My method relies on knowing precisely when to upset the fish’s balance, when to tip if over during a jump, and when to give line to keep from breaking the fish off. Occasionally I’ll lose a fish, but I’d rather lose one a minute into the scrap than after 15 minutes of a back-and-forth tug of war. Give me one jump, and I’m satisfied because I don’t need to kill a fish just to prove something to myself or someone else.

A few people have accused me of not showing due respect to the fish, and that is too bad. I believe that a released fish should still have some spunk left rather than being listless and rolling upside down in the current as it tumbles downstream to a certain death. I also believe in holding a fish upright and facing into the current until it can swim away under its own power.

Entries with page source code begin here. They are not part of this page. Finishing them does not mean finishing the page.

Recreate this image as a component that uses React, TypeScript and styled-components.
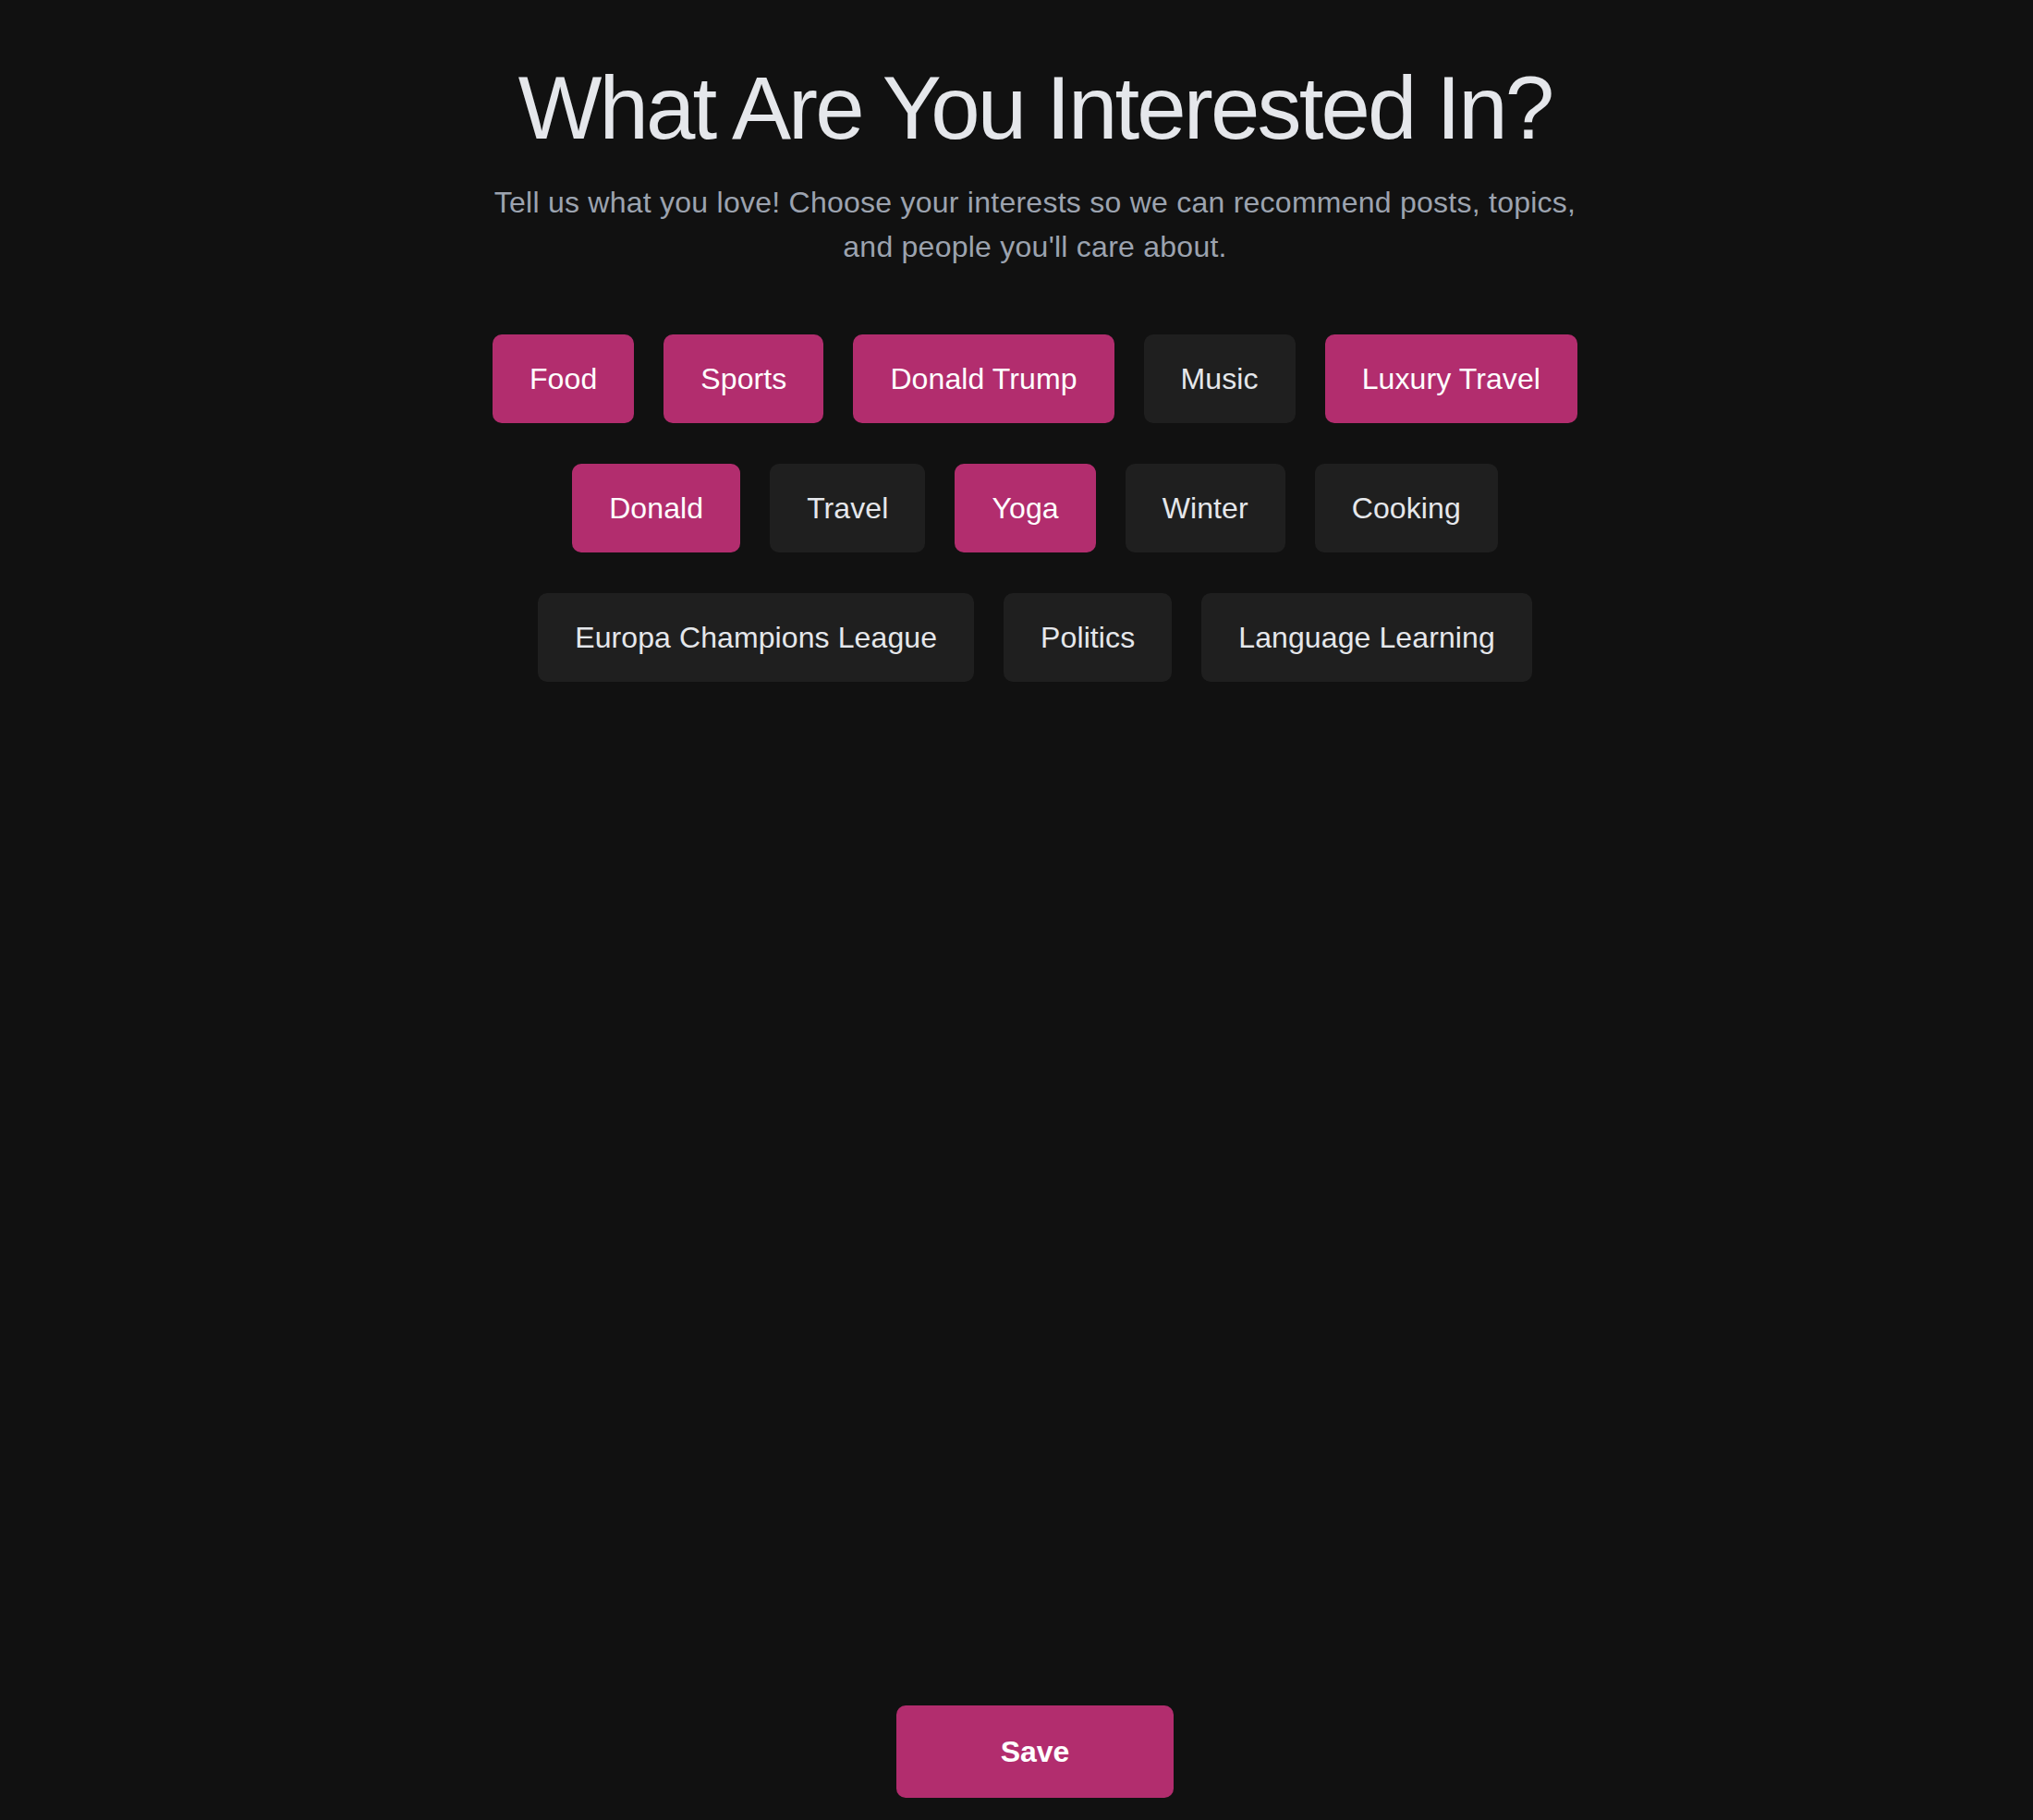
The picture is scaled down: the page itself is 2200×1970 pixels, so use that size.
import React, { useState } from "react";
import styled, { createGlobalStyle } from "styled-components";

const GlobalStyle = createGlobalStyle`
  * { box-sizing: border-box; }
  html, body {
    margin: 0;
    padding: 0;
    background: #111111;
    font-family: "Liberation Sans", Arial, sans-serif;
  }
`;

const Page = styled.div`
  min-height: 100vh;
  display: flex;
  flex-direction: column;
  align-items: center;
  padding: 69px 0 24px 40px;
  background: #111111;
`;

const Content = styled.div`
  width: 100%;
  max-width: 1200px;
  display: flex;
  flex-direction: column;
  align-items: center;
`;

const Title = styled.h1`
  margin: 0;
  font-size: 96px;
  line-height: 96px;
  font-weight: 400;
  letter-spacing: -2.85px;
  color: #e5e7eb;
  text-align: center;
`;

const Subtitle = styled.p`
  margin: 30px 0 0;
  font-size: 32px;
  line-height: 48px;
  letter-spacing: 0.25px;
  color: #9ca3af;
  text-align: center;
`;

const ChipGrid = styled.div`
  margin-top: 71px;
  display: flex;
  flex-wrap: wrap;
  justify-content: center;
  column-gap: 32px;
  row-gap: 44px;
`;

const Chip = styled.button<{ $selected: boolean }>`
  height: 96px;
  padding: 0 40px;
  border: none;
  border-radius: 10px;
  display: flex;
  align-items: center;
  font-family: "Liberation Sans", Arial, sans-serif;
  font-size: 32px;
  font-weight: 400;
  letter-spacing: 0.1px;
  cursor: pointer;
  background: ${(p) => (p.$selected ? "#b22d6e" : "#1f1f1f")};
  color: ${(p) => (p.$selected ? "#ffffff" : "#e5e7eb")};
`;

const Footer = styled.div`
  margin-top: auto;
  display: flex;
  justify-content: center;
`;

const SaveButton = styled.button`
  width: 300px;
  height: 100px;
  border: none;
  border-radius: 10px;
  background: #b22d6e;
  color: #ffffff;
  font-family: "Liberation Sans", Arial, sans-serif;
  font-size: 32px;
  font-weight: 700;
  cursor: pointer;
`;

const INTERESTS: { label: string; selected: boolean }[] = [
  { label: "Food", selected: true },
  { label: "Sports", selected: true },
  { label: "Donald Trump", selected: true },
  { label: "Music", selected: false },
  { label: "Luxury Travel", selected: true },
  { label: "Donald", selected: true },
  { label: "Travel", selected: false },
  { label: "Yoga", selected: true },
  { label: "Winter", selected: false },
  { label: "Cooking", selected: false },
  { label: "Europa Champions League", selected: false },
  { label: "Politics", selected: false },
  { label: "Language Learning", selected: false },
];

export default function App() {
  const [items, setItems] = useState(INTERESTS);
  const toggle = (i: number) =>
    setItems((prev) =>
      prev.map((it, j) => (j === i ? { ...it, selected: !it.selected } : it))
    );
  return (
    <>
      <GlobalStyle />
      <Page>
        <Content>
          <Title>What Are You Interested In?</Title>
          <Subtitle>
            Tell us what you love! Choose your interests so we can recommend
            posts, topics, and people you'll care about.
          </Subtitle>
          <ChipGrid>
            {items.map((it, i) => (
              <Chip key={it.label} $selected={it.selected} onClick={() => toggle(i)}>
                {it.label}
              </Chip>
            ))}
          </ChipGrid>
        </Content>
        <Footer>
          <SaveButton>Save</SaveButton>
        </Footer>
      </Page>
    </>
  );
}
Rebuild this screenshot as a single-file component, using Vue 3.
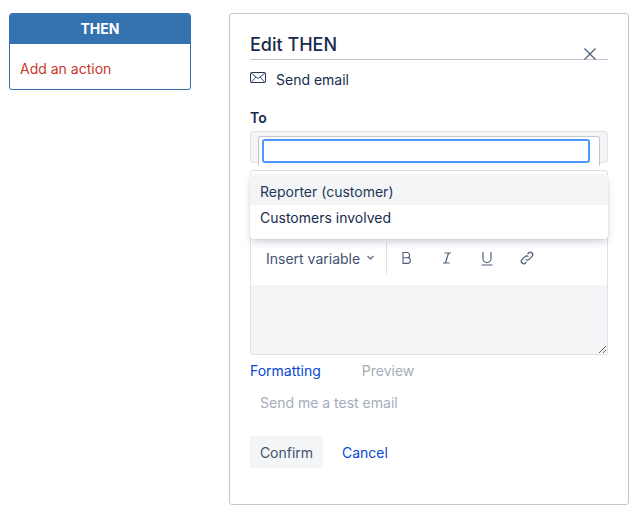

Which method is best suited for you? Whichever one you choose is fine by me. I happen to be a great believer in the freedom of speech. I will gladly respect your right to dissent as long as you extend an equal respect for me to voice my opinion.

Bottom line: what works for you is fine and what works for me is fine. The whole thing is about angler pleasure, respect for the fish and the environment in which it is found, and any returned fish shouldn’t be so whipped that it will not survive.